___ Items ___

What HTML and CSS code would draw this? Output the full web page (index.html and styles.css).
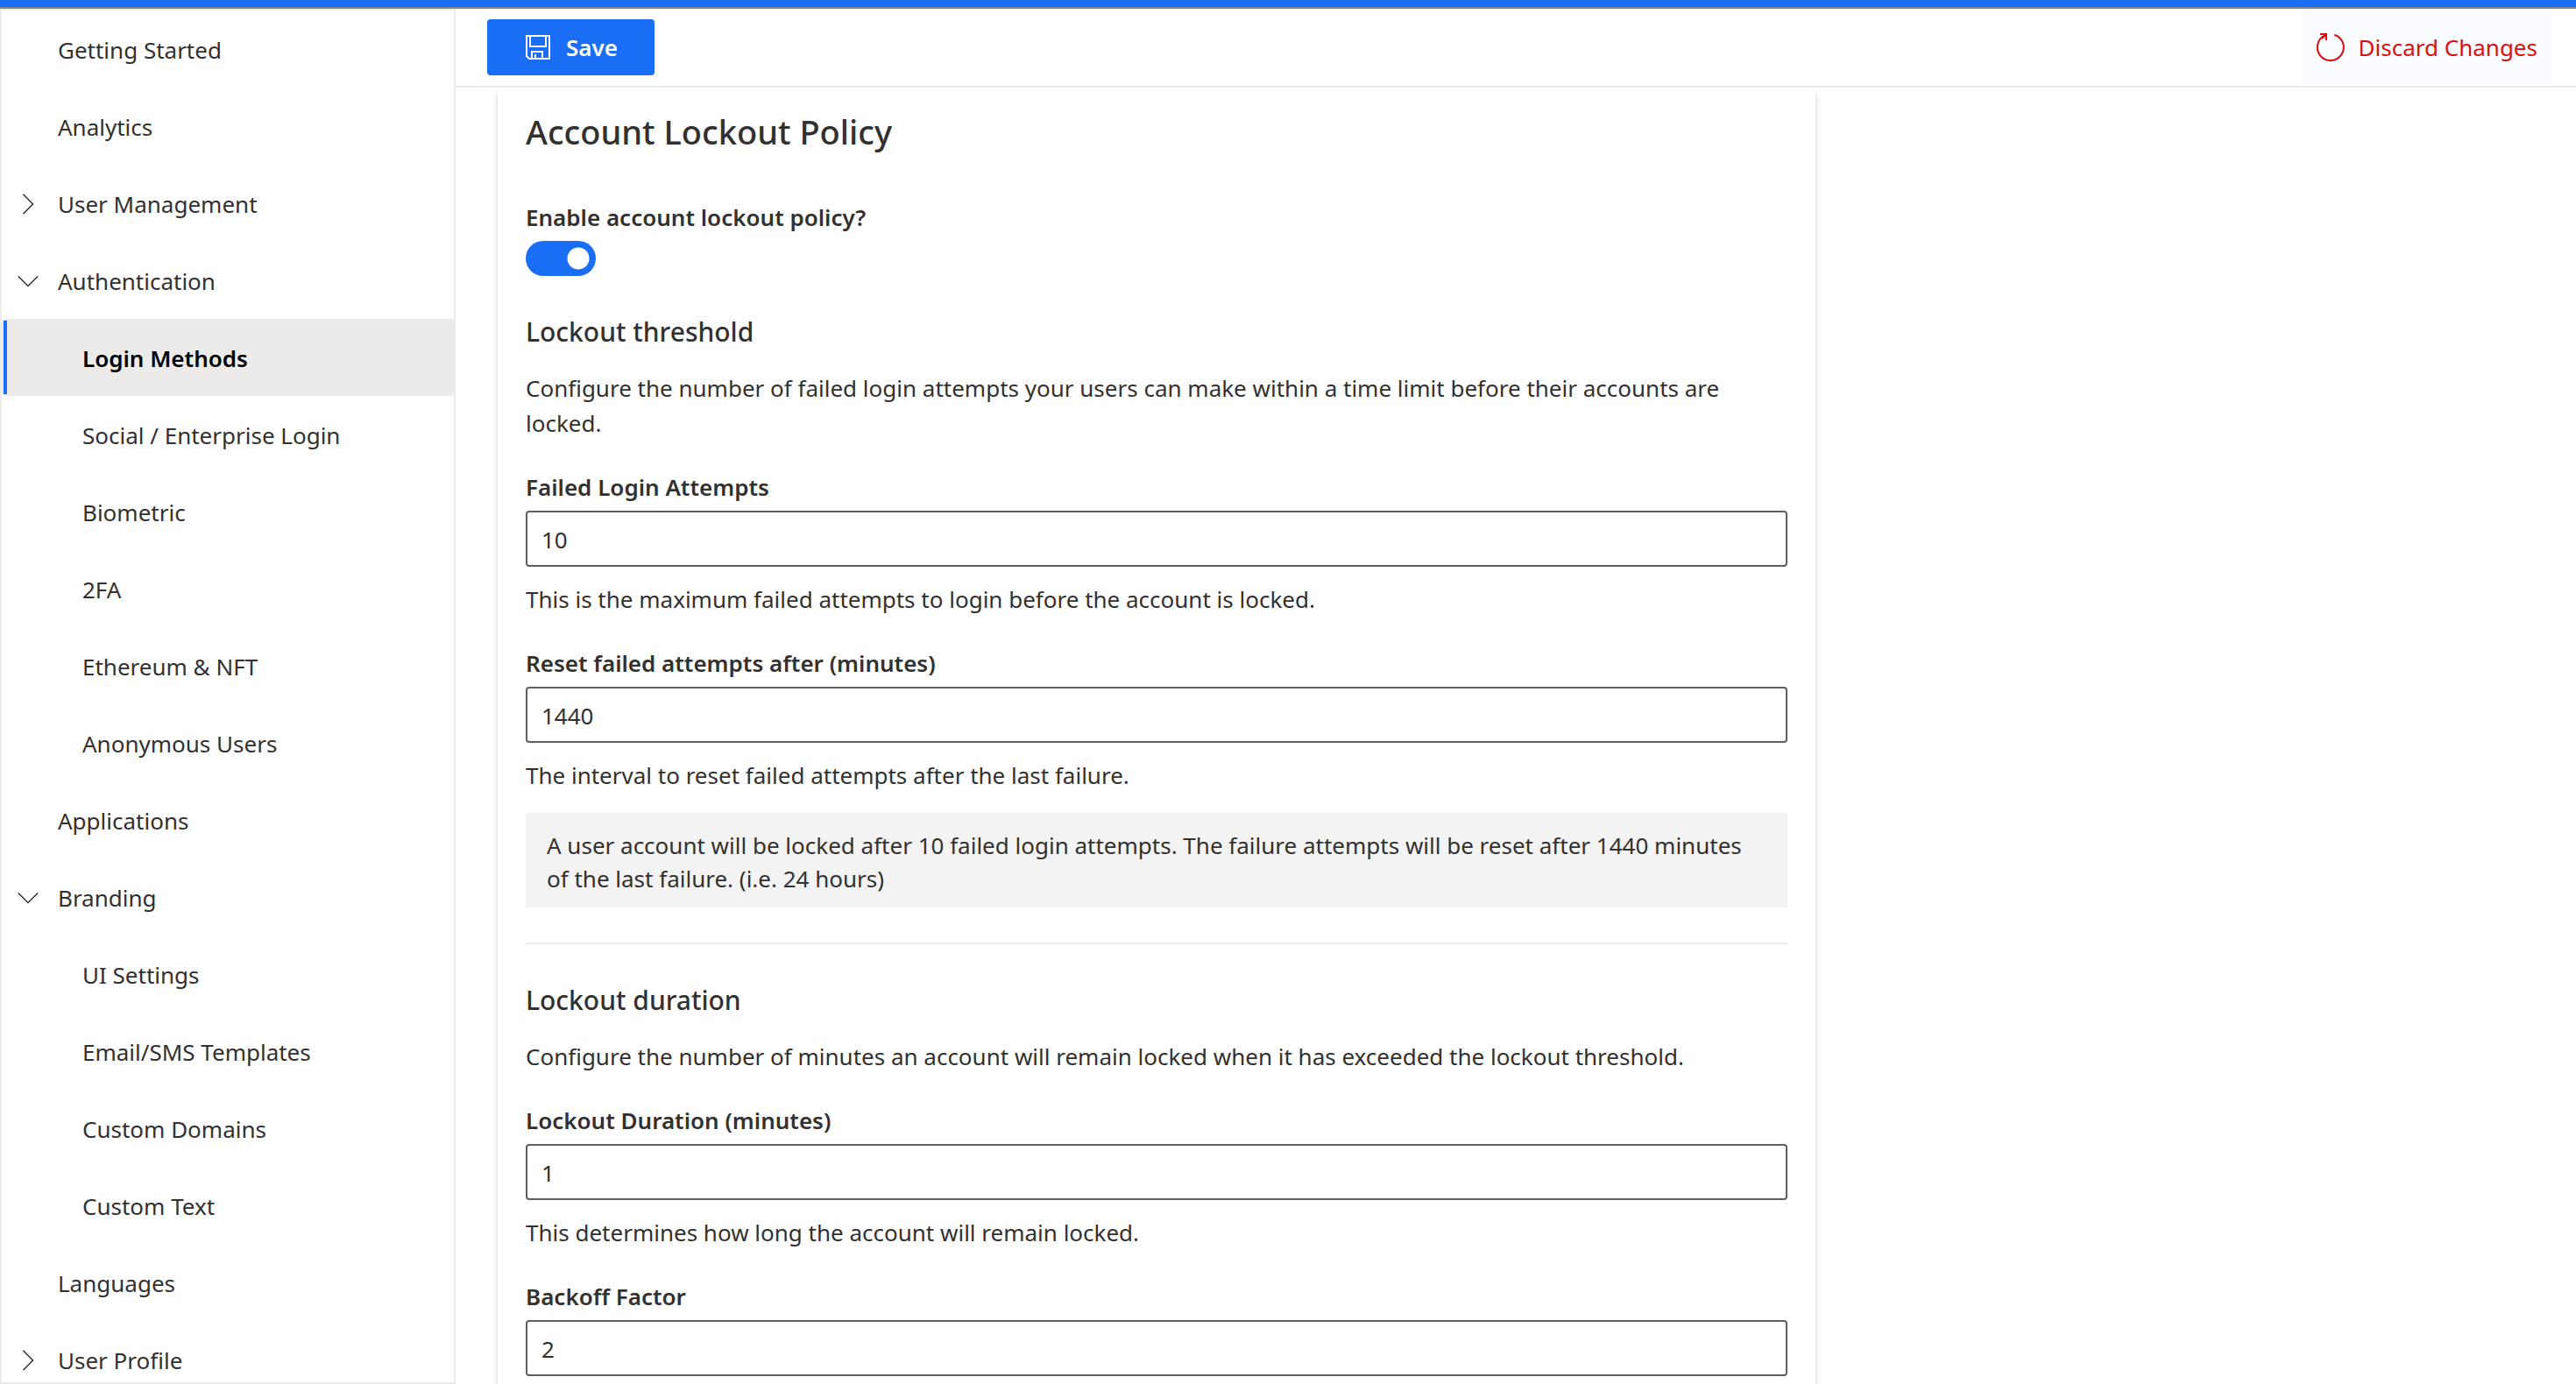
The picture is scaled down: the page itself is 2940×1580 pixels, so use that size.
FILE: index.html
```html
<!DOCTYPE html>
<html lang="en">
<head>
<meta charset="utf-8">
<title>Login Methods</title>
<link rel="stylesheet" href="styles.css">
</head>
<body>
<svg class="sprite" aria-hidden="true">
  <symbol id="chevron-right" viewBox="0 0 24 24"><path d="M6.5 .8 17.5 12 6.5 23.2" fill="none" stroke="currentColor" stroke-width="1.5"/></symbol>
  <symbol id="chevron-down" viewBox="0 0 24 24"><path d="M.8 6.5 12 17.5 23.2 6.5" fill="none" stroke="currentColor" stroke-width="1.5"/></symbol>
</svg>
<header class="topbar"></header>
<div class="shell">
  <nav class="sidebar" aria-label="Main">
    <a class="nav-item" href="#">Getting Started</a>
    <a class="nav-item" href="#">Analytics</a>
    <a class="nav-item nav-group" href="#"><svg class="chevron"><use href="#chevron-right"/></svg>User Management</a>
    <a class="nav-item nav-group" href="#"><svg class="chevron"><use href="#chevron-down"/></svg>Authentication</a>
    <a class="nav-item nav-sub nav-active" href="#" aria-current="page">Login Methods</a>
    <a class="nav-item nav-sub" href="#">Social / Enterprise Login</a>
    <a class="nav-item nav-sub" href="#">Biometric</a>
    <a class="nav-item nav-sub" href="#">2FA</a>
    <a class="nav-item nav-sub" href="#">Ethereum &amp; NFT</a>
    <a class="nav-item nav-sub" href="#">Anonymous Users</a>
    <a class="nav-item" href="#">Applications</a>
    <a class="nav-item nav-group" href="#"><svg class="chevron"><use href="#chevron-down"/></svg>Branding</a>
    <a class="nav-item nav-sub" href="#">UI Settings</a>
    <a class="nav-item nav-sub" href="#">Email/SMS Templates</a>
    <a class="nav-item nav-sub" href="#">Custom Domains</a>
    <a class="nav-item nav-sub" href="#">Custom Text</a>
    <a class="nav-item" href="#">Languages</a>
    <a class="nav-item nav-group" href="#"><svg class="chevron"><use href="#chevron-right"/></svg>User Profile</a>
  </nav>
  <main class="main">
    <div class="toolbar">
      <button class="save" type="button">
        <svg class="save-icon" viewBox="0 0 28 28" fill="none" stroke="currentColor" stroke-width="2"><path d="M1 1H27V27H4L1 24ZM5 1V13H23V1M7 27V19H19V27M11 27V22"/></svg>
        Save
      </button>
      <button class="discard" type="button">
        <svg class="discard-icon" viewBox="0 0 32 32" fill="none" stroke="currentColor" stroke-width="2"><path d="M20.300 1.700A15 15 0 1 1 10 2.200"/><path d="M4 1H11V8M11 1 6 6"/></svg>
        Discard Changes
      </button>
    </div>
    <div class="content">
      <form class="card">
        <h2 class="title">Account Lockout Policy</h2>
        <label class="label" for="enable">Enable account lockout policy?</label>
        <input class="toggle" id="enable" type="checkbox" role="switch" checked>

        <section class="section">
          <h3 class="subtitle">Lockout threshold</h3>
          <p class="description">Configure the number of failed login attempts your users can make within a time limit before their accounts are locked.</p>
          <div class="field">
            <label class="label" for="attempts">Failed Login Attempts</label>
            <input class="input" id="attempts" type="text" value="10">
            <p class="help">This is the maximum failed attempts to login before the account is locked.</p>
          </div>
          <div class="field">
            <label class="label" for="reset">Reset failed attempts after (minutes)</label>
            <input class="input" id="reset" type="text" value="1440">
            <p class="help">The interval to reset failed attempts after the last failure.</p>
          </div>
          <p class="note">A user account will be locked after 10 failed login attempts. The failure attempts will be reset after 1440 minutes of the last failure. (i.e. 24 hours)</p>
        </section>

        <hr class="divider">

        <section class="section">
          <h3 class="subtitle">Lockout duration</h3>
          <p class="description">Configure the number of minutes an account will remain locked when it has exceeded the lockout threshold.</p>
          <div class="field">
            <label class="label" for="duration">Lockout Duration (minutes)</label>
            <input class="input" id="duration" type="text" value="1">
            <p class="help">This determines how long the account will remain locked.</p>
          </div>
          <div class="field">
            <label class="label" for="backoff">Backoff Factor</label>
            <input class="input" id="backoff" type="text" value="2">
          </div>
        </section>
      </form>
    </div>
  </main>
</div>
</body>
</html>
```
FILE: styles.css
```css
* { box-sizing: border-box; }

body {
  margin: 0;
  height: 100vh;
  display: flex;
  flex-direction: column;
  background: #fff;
  color: #323130;
  font: 400 26px/40px "Segoe UI", "Noto Sans", sans-serif;
}

h2, h3, p { margin: 0; }
button, input { font: inherit; color: inherit; margin: 0; }
.sprite { display: none; }

.topbar {
  flex: none;
  height: 10px;
  background: #196ef5;
  border-bottom: 2px solid #848484;
}

.shell { flex: 1; min-height: 0; display: flex; }

.sidebar {
  flex: none;
  width: 520px;
  border: 2px solid #ebebeb;
  overflow: hidden;
}

.nav-item {
  display: flex;
  align-items: center;
  height: 88px;
  padding-top: 2px;
  padding-left: 64px;
  color: inherit;
  text-decoration: none;
}
.nav-group { padding-left: 18px; gap: 22px; }
.chevron { width: 24px; height: 24px; }
.nav-sub { padding-left: 92px; }
.nav-active {
  position: relative;
  background: #edebe9;
  border-radius: 4px;
  color: #000;
  font-weight: 600;
}
.nav-active::before {
  content: "";
  position: absolute;
  inset: 2px auto 2px 2px;
  width: 4px;
  background: #196ef5;
}

.main { flex: 1; min-width: 0; display: flex; flex-direction: column; }

.toolbar {
  flex: none;
  display: flex;
  justify-content: space-between;
  align-items: center;
  height: 90px;
  padding: 0 28px 0 36px;
  border-bottom: 2px solid #ebebeb;
}
.save {
  display: flex;
  align-items: center;
  gap: 18px;
  height: 64px;
  padding: 0 42px 0 44px;
  border: 0;
  border-radius: 4px;
  background: #196ef5;
  color: #fff;
  font-weight: 600;
}
.save-icon { width: 28px; height: 28px; }
.discard {
  display: flex;
  align-items: center;
  gap: 16px;
  height: 88px;
  padding: 0 16px;
  border: 0;
  background: #fbfcff;
  color: #d8100f;
}
.discard-icon { width: 32px; height: 32px; }

.content {
  flex: 1;
  min-height: 0;
  margin-top: 4px;
  padding: 0 48px;
  overflow: hidden;
}
.card {
  max-width: 1504px;
  padding: 20px 32px 40px;
  box-shadow: 0 3px 7px rgba(0, 0, 0, .13), 0 1px 2px rgba(0, 0, 0, .11);
}

.title { margin-bottom: 52px; font-size: 38px; line-height: 52px; font-weight: 500; }
.subtitle { margin-bottom: 23px; font-size: 30px; line-height: 42px; font-weight: 500; }
.label { display: block; margin-bottom: 7px; font-weight: 600; }
.section { margin-top: 43px; }
.field { margin-top: 33px; }

.toggle {
  display: block;
  appearance: none;
  width: 80px;
  height: 40px;
  border-radius: 20px;
  background: radial-gradient(circle at 60px 20px, #fff 12px, #196ef5 13px);
}
.toggle:not(:checked) { background: radial-gradient(circle at 20px 20px, #fff 12px, #605e5c 13px); }

.input {
  display: block;
  width: 100%;
  height: 64px;
  padding: 2px 16px 0;
  border: 2px solid #605e5c;
  border-radius: 4px;
  background: #fff;
}
.help { margin-top: 17px; }
.note { margin-top: 23px; padding: 18px 24px 14px; background: #f3f3f3; line-height: 38px; }
.divider { height: 2px; margin: 40px 0 0; border: 0; background: #ebebeb; }
```
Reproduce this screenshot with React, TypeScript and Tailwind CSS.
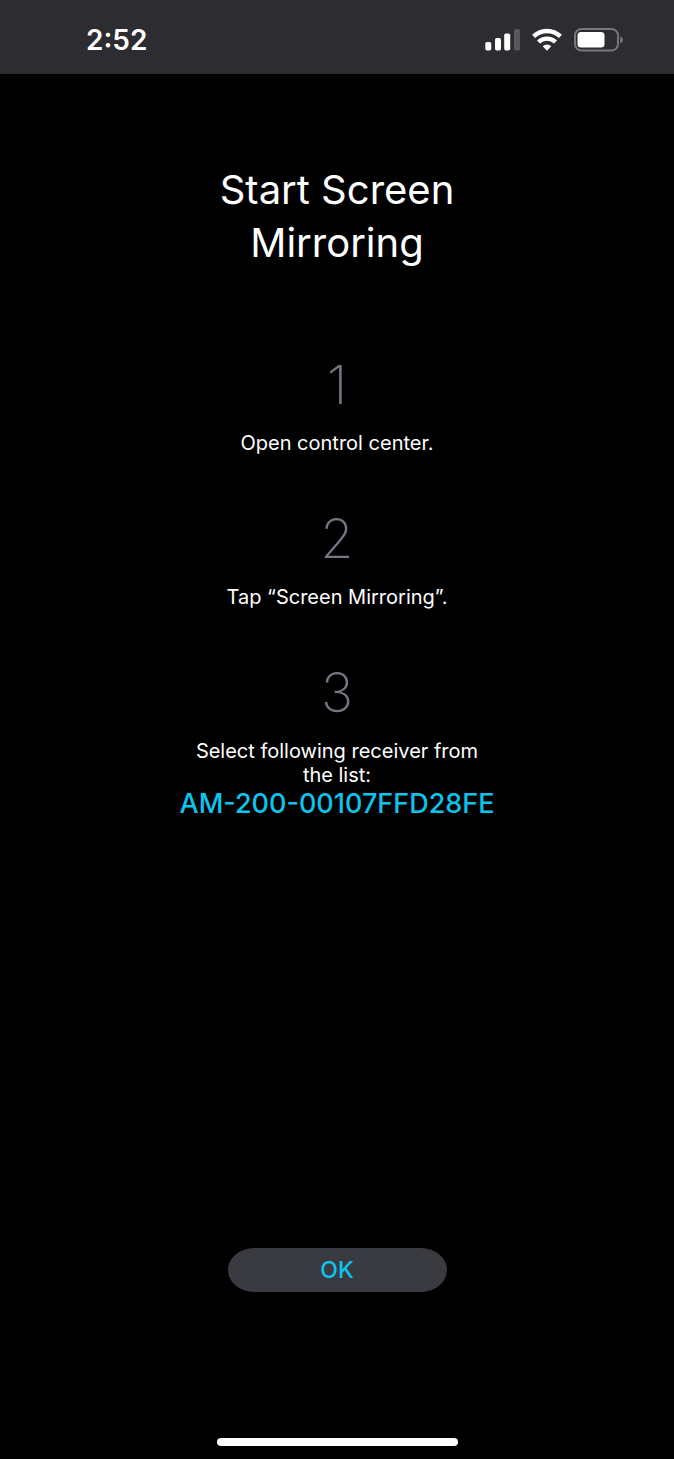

___

**Brief**
Working from the entries above, return all lines that contain "styles".

**Reply**
What HTML and CSS code would draw this? Output the full web page (index.html and styles.css).
<link rel="stylesheet" href="styles.css">
FILE: styles.css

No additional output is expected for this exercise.